Bangsa yang abai, yang terlalu asyik dalam pergulatan rutin, semata politik, tak ada visi jauh ke depan di luar itu, boleh jadi kelak harus punah di Bumi yang panas.
Oleh
Redaksi
·3 menit baca
Sepuluh bulan suntuk dilanda Covid-19, baik sejenak mengalihkan pikiran untuk hal lain meski mungkin terdengar ”aeng-aeng”, atau ”ngayawara”. Mencari alien.
Alien atau makhluk cerdas dari luar Bumi atau extraterrestrial intelligence (ETI). Seperti dituliskan harian ini, Selasa (5/1/2021), ada penemuan fosfin, senyawa organik yang tersusun dari fosfor dan hidrogen di atmosfer bagian atas Planet Venus pada September 2020. Di Bumi, fosfin dihasilkan oleh bakteri yang bernapas tanpa oksigen, juga dari sejumlah aktivitas manusia.
Sejumlah ahli menyimpulkan, terlalu dini mengaitkan fosfin di Venus dengan kehidupan di planet yang panas dan penuh gas karbon dioksida.
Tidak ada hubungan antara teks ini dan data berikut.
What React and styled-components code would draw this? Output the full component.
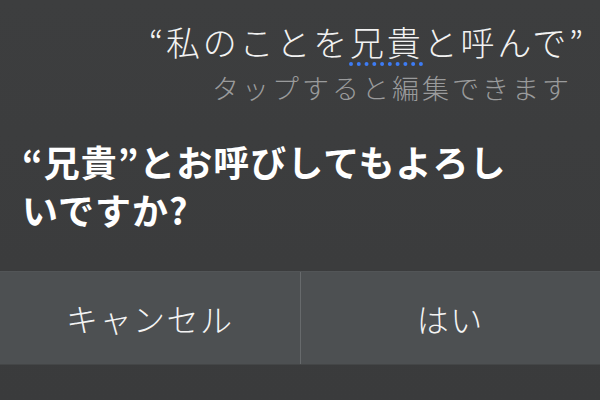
import React from 'react';
import styled, { createGlobalStyle } from 'styled-components';

const GlobalStyle = createGlobalStyle`
  html, body {
    margin: 0;
    padding: 0;
    background: #3b3c3d;
  }
  body {
    font-family: "Noto Sans CJK JP", "Noto Sans", sans-serif;
  }
`;

const Screen = styled.div`
  width: 600px;
  height: 400px;
  overflow: hidden;
  background: linear-gradient(180deg, #3d3e3f 0%, #3a3b3c 100%);
  display: flex;
  flex-direction: column;
`;

const Utterance = styled.div`
  display: flex;
  flex-direction: column;
  align-items: flex-end;
  padding: 20px 14px 0 0;
`;

const Quote = styled.div`
  color: #f2f2f2;
  font-size: 34px;
  font-weight: 300;
  line-height: 44px;
  letter-spacing: 2.8px;
`;

const Underlined = styled.span`
  text-decoration: underline dotted #3d7cf5;
  text-decoration-thickness: 4px;
  text-underline-offset: 6px;
`;

const Hint = styled.div`
  color: #9a9b9c;
  font-size: 27px;
  font-weight: 300;
  line-height: 36px;
  letter-spacing: 3px;
  margin: 6px 14px 0 0;
`;

const Question = styled.div`
  color: #ffffff;
  font-size: 36px;
  font-weight: 700;
  line-height: 48px;
  letter-spacing: 1px;
  padding: 31px 0 0 22px;
`;

const ButtonBar = styled.div`
  margin-top: 38px;
  height: 92px;
  display: flex;
  background: #4d5052;
  border-top: 1px solid #525557;
  border-bottom: 1px solid #444647;
`;

const Button = styled.button`
  flex: 1;
  border: none;
  background: transparent;
  color: #f4f4f4;
  font-family: inherit;
  font-size: 32px;
  font-weight: 300;
  letter-spacing: 1.5px;
  border-left: ${(p) => (p.divided ? '1px solid #676a6c' : 'none')};
  padding: 0;
  cursor: pointer;
`;

export default function App() {
  return (
    <>
      <GlobalStyle />
      <Screen>
        <Utterance>
          <Quote>
            “私のことを<Underlined>兄貴</Underlined>と呼んで”
          </Quote>
          <Hint>タップすると編集できます</Hint>
        </Utterance>
        <Question>
          “兄貴”とお呼びしてもよろし
          <br />
          いですか?
        </Question>
        <ButtonBar>
          <Button>キャンセル</Button>
          <Button divided>はい</Button>
        </ButtonBar>
      </Screen>
    </>
  );
}
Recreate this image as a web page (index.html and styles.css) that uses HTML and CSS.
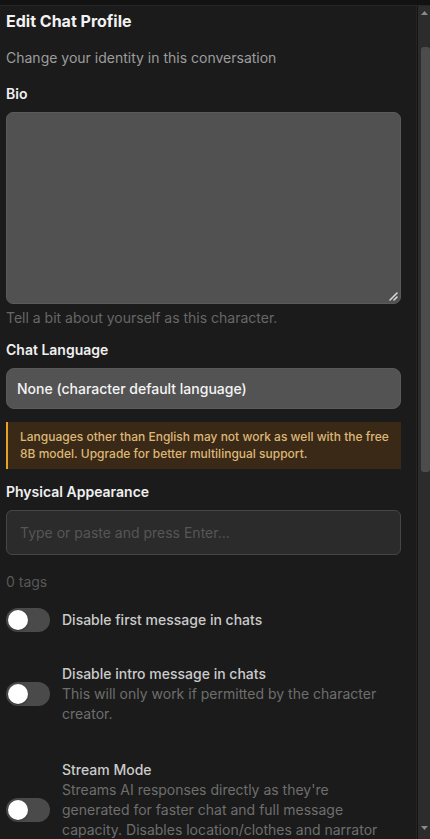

Membatasi diri untuk lingkungan tata surya (sistem Matahari dan planetnya), peluang kehidupan disebut ada di salah satu bulan Planet Jupiter, yakni Europa, serta dua bulan Planet Saturnus, yakni Enceladus dan Titan.
Namun, mengingat jauhnya Jupiter dan Saturnus dari Matahari, kita sulit membayangkan kehidupan seperti yang ada di Bumi di lingkungan yang amat dingin nun jauh itu.
Sudah lama astronom tak melihat peluang besar kehidupan ekstraterestrial (di luar Bumi) di tata surya. Hal ini—jika kita mau terbuka pikiran—tentu tidak berlaku untuk lingkungan alam semesta yang lebih luas. Mengikuti rumus Drake yang membahas peluang adanya makhluk cerdas luar Bumi, di Galaksi Bimasakti paling tidak ada 36 lokasi peradaban. Sayang, jarak paling dekat ke tempat itu 17.000 tahun cahaya. Satu tahun cahaya sekitar 9.500.000.000.000 kilometer. Jarak yang tidak terperi untuk teknologi yang ada sekarang ini.
Tentu kita bisa membahas lebih jauh ihwal teknis mencari makhluk cerdas luar Bumi. Kita ingin menyoroti pesan yang dikandung dari penemuan fosfin dan riset keantariksaan.
Kembali pada realitas saat ini, tentu prioritas kita arahkan untuk menanggulangi pandemi, yang pada satu sisi bisa kita lihat sebagai ujian alam untuk melihat daya survivabilitas manusia, yang sepanjang eksistensinya sudah dan akan selalu dihadapkan pada tantangan dari makhluk kecil dan virus yang tak kasatmata. Tantangan lain yang dihadapi manusia juga berasal dari bencana alam terestrial (gunung meletus dan gempa bumi). Jangan dikesampingkan pula ancaman ekstraterestrial, yang dipercayai telah memusnahkan dinosaurus.
Dari wacana ini, kita bisa melihat masa depan manusia dan kehidupan lainnya. Di satu sisi, kita masih bergulat melawan tantangan alam di Bumi, di sisi lain ada tantangan lain yang solusinya bisa di luar Bumi. Misalkan, pemanasan global tak bisa direm dan Bumi semakin tidak ramah lagi untuk didiami. Manusia—jika ingin terus eksis—harus memikirkan koloni antariksa. Meski saat itu masih ribuan atau jutaan tahun lagi, peluang selamat tentu ada pada bangsa yang sejak dini berinvestasi pada sains dan teknologi. Bangsa yang cinta ilmu pengetahuan.
Bangsa yang abai, yang terlalu asyik dalam pergulatan rutin, semata politik, tak ada visi jauh ke depan di luar itu, boleh jadi kelak harus punah di Bumi yang panas, atau sebelumnya Bumi kebanjiran es kutub yang mencair.